STORED ROWS:
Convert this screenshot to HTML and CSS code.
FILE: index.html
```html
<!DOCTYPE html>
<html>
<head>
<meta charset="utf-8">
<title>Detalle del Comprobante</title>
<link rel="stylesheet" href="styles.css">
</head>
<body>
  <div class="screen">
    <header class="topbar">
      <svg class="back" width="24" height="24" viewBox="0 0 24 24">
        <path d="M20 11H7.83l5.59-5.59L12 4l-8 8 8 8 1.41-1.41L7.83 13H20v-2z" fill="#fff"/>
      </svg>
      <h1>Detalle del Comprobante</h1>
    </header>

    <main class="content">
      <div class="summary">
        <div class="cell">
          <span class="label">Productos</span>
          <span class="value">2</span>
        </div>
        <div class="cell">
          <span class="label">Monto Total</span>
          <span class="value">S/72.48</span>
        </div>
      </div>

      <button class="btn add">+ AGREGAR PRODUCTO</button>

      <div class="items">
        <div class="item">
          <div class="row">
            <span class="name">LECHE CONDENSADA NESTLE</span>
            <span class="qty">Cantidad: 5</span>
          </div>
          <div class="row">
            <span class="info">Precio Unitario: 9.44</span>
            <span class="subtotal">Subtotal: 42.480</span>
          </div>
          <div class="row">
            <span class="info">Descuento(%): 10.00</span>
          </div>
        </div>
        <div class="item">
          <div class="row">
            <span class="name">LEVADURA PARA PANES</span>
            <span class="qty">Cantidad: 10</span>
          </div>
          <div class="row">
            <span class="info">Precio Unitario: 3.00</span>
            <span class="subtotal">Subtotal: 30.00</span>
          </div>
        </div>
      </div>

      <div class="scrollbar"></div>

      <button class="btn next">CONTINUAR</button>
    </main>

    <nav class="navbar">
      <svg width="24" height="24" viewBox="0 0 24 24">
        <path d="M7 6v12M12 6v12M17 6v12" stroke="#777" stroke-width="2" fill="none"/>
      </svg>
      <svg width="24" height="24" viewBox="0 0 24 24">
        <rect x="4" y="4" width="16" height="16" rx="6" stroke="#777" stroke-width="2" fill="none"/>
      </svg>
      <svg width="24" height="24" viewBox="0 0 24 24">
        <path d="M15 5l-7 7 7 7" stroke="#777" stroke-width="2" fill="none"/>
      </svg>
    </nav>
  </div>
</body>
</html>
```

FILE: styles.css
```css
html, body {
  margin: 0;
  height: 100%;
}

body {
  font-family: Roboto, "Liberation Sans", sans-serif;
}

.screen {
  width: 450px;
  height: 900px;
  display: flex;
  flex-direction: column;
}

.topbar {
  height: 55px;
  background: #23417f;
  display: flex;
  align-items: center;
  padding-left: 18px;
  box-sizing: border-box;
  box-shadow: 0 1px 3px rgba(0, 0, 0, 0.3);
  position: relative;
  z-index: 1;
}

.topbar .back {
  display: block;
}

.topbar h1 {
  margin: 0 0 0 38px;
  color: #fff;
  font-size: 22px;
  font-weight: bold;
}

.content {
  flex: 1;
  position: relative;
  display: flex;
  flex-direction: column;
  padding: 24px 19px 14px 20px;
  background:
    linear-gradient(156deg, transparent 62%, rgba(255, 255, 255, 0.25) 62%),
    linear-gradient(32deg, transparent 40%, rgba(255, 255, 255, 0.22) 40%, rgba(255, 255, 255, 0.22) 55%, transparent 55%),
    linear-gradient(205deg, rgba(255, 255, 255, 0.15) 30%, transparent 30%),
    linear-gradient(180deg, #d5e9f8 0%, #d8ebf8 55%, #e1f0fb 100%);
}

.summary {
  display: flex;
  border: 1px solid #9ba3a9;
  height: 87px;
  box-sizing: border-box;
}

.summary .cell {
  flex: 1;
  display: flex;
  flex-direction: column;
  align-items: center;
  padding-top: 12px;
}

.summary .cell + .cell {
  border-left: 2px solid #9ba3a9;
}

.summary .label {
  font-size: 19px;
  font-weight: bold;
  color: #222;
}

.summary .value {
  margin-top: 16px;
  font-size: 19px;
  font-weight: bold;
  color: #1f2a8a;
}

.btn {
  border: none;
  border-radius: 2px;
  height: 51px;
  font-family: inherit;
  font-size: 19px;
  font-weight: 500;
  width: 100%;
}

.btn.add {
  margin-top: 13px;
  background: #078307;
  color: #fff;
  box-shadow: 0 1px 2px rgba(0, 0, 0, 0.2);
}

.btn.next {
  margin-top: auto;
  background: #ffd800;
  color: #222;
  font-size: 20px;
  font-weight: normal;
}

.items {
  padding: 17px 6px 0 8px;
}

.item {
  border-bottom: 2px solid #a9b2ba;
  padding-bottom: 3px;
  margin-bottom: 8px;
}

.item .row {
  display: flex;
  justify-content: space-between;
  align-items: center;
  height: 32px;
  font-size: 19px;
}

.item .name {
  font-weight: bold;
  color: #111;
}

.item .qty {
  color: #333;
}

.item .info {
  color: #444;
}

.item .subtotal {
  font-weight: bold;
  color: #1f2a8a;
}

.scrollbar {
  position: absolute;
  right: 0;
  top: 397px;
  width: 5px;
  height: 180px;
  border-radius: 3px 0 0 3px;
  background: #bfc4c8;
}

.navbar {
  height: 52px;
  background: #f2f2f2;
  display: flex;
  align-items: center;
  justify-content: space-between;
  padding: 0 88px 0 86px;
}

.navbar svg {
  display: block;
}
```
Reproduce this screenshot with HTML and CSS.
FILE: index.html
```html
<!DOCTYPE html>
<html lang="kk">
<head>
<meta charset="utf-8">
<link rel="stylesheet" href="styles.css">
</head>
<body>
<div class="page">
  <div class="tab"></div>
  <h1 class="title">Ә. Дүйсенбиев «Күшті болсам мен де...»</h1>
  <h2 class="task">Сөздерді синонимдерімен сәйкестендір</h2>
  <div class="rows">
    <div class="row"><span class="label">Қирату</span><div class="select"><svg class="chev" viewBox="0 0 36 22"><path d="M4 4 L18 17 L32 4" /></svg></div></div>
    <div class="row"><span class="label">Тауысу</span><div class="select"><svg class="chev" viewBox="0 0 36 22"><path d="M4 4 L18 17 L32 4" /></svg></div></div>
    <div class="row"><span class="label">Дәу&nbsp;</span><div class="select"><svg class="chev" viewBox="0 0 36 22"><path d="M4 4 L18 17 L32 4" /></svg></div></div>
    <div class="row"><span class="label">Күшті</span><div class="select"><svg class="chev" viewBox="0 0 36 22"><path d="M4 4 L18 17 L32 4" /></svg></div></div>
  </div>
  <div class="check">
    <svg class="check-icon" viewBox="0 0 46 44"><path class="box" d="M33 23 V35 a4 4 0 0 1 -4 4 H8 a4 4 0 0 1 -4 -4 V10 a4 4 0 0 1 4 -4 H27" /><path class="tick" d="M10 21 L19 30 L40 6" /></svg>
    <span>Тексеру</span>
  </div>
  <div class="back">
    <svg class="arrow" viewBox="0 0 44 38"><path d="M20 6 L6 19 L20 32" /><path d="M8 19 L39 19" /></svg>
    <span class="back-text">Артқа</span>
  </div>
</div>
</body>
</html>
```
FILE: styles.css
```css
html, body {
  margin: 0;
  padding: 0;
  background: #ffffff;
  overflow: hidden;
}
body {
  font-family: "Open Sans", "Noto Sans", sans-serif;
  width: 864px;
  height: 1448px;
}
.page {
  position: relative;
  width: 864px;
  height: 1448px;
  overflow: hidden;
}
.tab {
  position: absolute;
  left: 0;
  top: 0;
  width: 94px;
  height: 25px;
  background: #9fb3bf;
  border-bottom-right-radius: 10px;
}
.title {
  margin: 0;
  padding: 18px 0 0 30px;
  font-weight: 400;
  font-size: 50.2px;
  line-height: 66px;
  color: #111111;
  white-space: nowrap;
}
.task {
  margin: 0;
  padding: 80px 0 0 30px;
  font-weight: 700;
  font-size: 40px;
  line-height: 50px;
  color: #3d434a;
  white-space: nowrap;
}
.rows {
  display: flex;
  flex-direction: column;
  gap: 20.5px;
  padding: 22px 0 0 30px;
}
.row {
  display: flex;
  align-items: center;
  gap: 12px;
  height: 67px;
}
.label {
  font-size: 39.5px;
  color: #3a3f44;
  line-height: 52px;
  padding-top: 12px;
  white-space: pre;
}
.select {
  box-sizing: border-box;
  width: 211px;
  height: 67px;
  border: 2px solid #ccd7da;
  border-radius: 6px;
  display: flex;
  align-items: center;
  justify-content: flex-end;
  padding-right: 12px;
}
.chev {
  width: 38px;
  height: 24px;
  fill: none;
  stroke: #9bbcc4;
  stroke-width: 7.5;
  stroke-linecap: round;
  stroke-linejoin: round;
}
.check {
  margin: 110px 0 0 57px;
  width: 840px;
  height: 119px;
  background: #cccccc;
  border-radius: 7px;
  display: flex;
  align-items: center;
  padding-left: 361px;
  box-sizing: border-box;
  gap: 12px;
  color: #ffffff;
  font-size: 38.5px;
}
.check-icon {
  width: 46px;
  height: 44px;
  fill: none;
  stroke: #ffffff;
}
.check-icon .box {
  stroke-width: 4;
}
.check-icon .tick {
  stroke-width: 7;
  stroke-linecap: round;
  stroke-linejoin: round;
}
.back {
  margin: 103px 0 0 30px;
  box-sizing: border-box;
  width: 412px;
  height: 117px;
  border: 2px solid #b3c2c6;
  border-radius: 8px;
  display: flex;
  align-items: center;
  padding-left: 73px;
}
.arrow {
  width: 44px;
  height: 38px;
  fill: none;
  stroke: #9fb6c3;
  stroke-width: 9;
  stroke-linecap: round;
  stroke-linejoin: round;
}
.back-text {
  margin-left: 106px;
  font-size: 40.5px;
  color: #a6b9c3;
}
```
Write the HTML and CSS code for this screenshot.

WHAT TO WORK ON:
Your task is to pick out every line with the string "this" and copy it.

SOLUTION TO THE EXERCISE:
Convert this screenshot to HTML and CSS code.
Reproduce this screenshot with HTML and CSS.
Write the HTML and CSS code for this screenshot.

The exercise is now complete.